La géographie, l'histoire, la culture, l'économie, au moins, sont les bases d'un territoire. Même si le président de la région Pays de Loire est un grand spécialiste de la réécriture de l'histoire, il ne pourra pas réécrire la géographie. En tout cas pas tout seul. La géographie ne peut pas se réinventer. Est-ce sous l'influence du président de région (originaire de la région Centre, il réside maintenant à Angers) que l'université de cette ville a organisé et accueilli ce séminaire ? La Loire-Atlantique est largement inscrite au programme : tables rondes, visites. Jusqu'à Saint-Nazaire.
De Saint-Nazaire, la population avertie proteste depuis longtemps contre la volonté de créer, dans l'ancienne usine élévatoire – l'usine de pompage qui approvisionnait autrefois le bassin en eau – et avec le soutien du port “autonome”, un Centre d'interprétation de l'Estuairequi vise à montrer que le passé et l'avenir de Saint-Nazaire sont liés au Val de Loire, à “l'axe ligérien”, de Montsoreau à l'estuaire. Le conseil municipal a validé le lancement d'un « projet scientifique et culturel ».

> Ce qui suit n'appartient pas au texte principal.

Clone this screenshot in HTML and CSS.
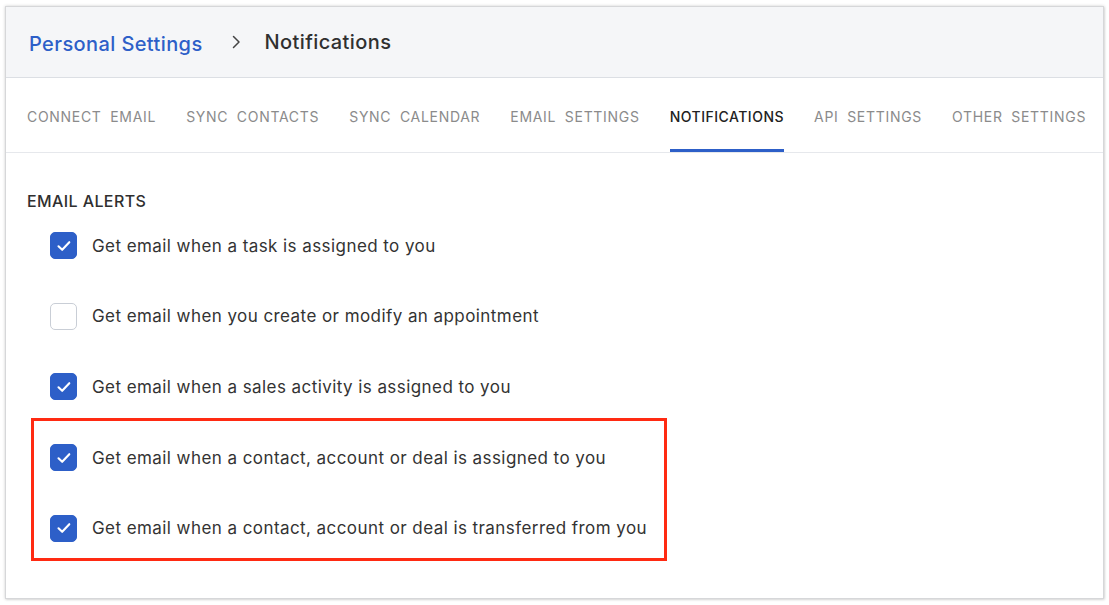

C’est encore un avatar de « la volonté d'accrocher à toute force l'estuaire de la Loire au Val de Loire ». http://www.saintnazaire-infos.fr/usine-elevatoire-dediee-a-l-estuaire-le-projet-lance-23-43-810.html qui précise : « Une convention de partenariat sera signée entre la Ville, le Grand Port maritime, propriétaire des lieux, et la Région pour le financement de l'étude dont le coût s'élève à 60.000 €, pris en charge pour moitié par la Ville ».
De Pornichet, un lecteur d'ABP affirme avec force « Ce Val de Loire [étendu] n'est pas une arme de la région vichyste contre la Bretagne, c'est une machine de guerre contre l'identité bretonne et la réunification...».

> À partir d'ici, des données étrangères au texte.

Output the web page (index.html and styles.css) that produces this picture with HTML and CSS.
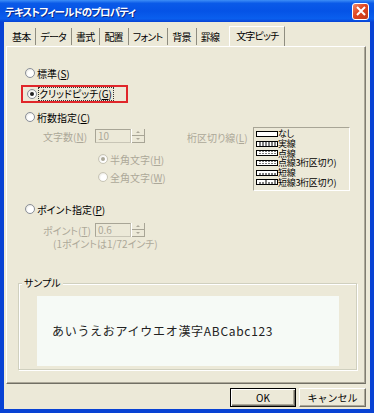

Les universitaires pro Pays de Loire – dont l'université de Nantes ne manque pas – et les médias pensent que ça peut passer, tellement c'est gros. Mais c'est sans compter “à l'international”, où justement les Bretons peuvent les contrecarrer comme le font magnifiquement l'équipe de juristes de Bretagne Réunie et de l'Institut Culturel de Bretagne. Cela a été très bien rappelé à Kemper lors de la cérémonie de remise des Colliers de l'Hermine, d'ailleurs.
Du côté de Pornichet on déclare encore « Comme nous avons “mobilisé” les juristes bretons, nous devons mobiliser les géographes bretons pour faire pièce à ces géographes pays-de-loiriens. Il n'est pas normal non plus que des politiciens épaulés par des “universitaires” veuillent “réformer” la géographie ».
« Les historiens et géographes doivent aussi mettre en avant l'estuaire de Loire, qui est fondateur dans la naissance de la Bretagne aux VIIe et VIIIe siècles, ainsi que dans sa renaissance au Xe siècle, quand Alan Barbe Torte refonde la Bretagne souveraine à partir de l'estuaire – il débarque à Pornic pour chasser les Vikings » affirme-t-on du côté de Saint-Nazaire, où l'on connaît et où l'on s'intéresse à la vraie histoire de la ville.
« Pour la géographie, l'estuaire est essentiel dans l'histoire maritime de la Bretagne : on en parlera le 8 octobre au colloque de l'Institut Culturel de Bretagne “Bretagne-Pays de Galles au coeur de l'Arc Atlantique” » ajoute Hubert Chémereau chargé de mission à l'ICB.
PDF 4 : Jacques Auxiette, président de la région Pays de la Loire et François Bonneau, président de la région Centre sur la Loire ont coécrit un article sur le rôle de la Loire dans leurs régions. Ils sont chacun leur tour président de la Mission Val de Loire, patrimoine mondial de l'Unesco. Géosciences n°12, décembre 2010.
Maryvonne Cadiou
(1) La manoeuvre semble s’affirmer aussi du côté du BRGM (Bureau de Recherches Géologiques et Minières) dans le numéro 12 de Géosciences (décembre 2010), entièrement sur la Loire, où Jacques Auxiette a co-signé un article Éditorial Mission Val de Loire, avec François Bonneau.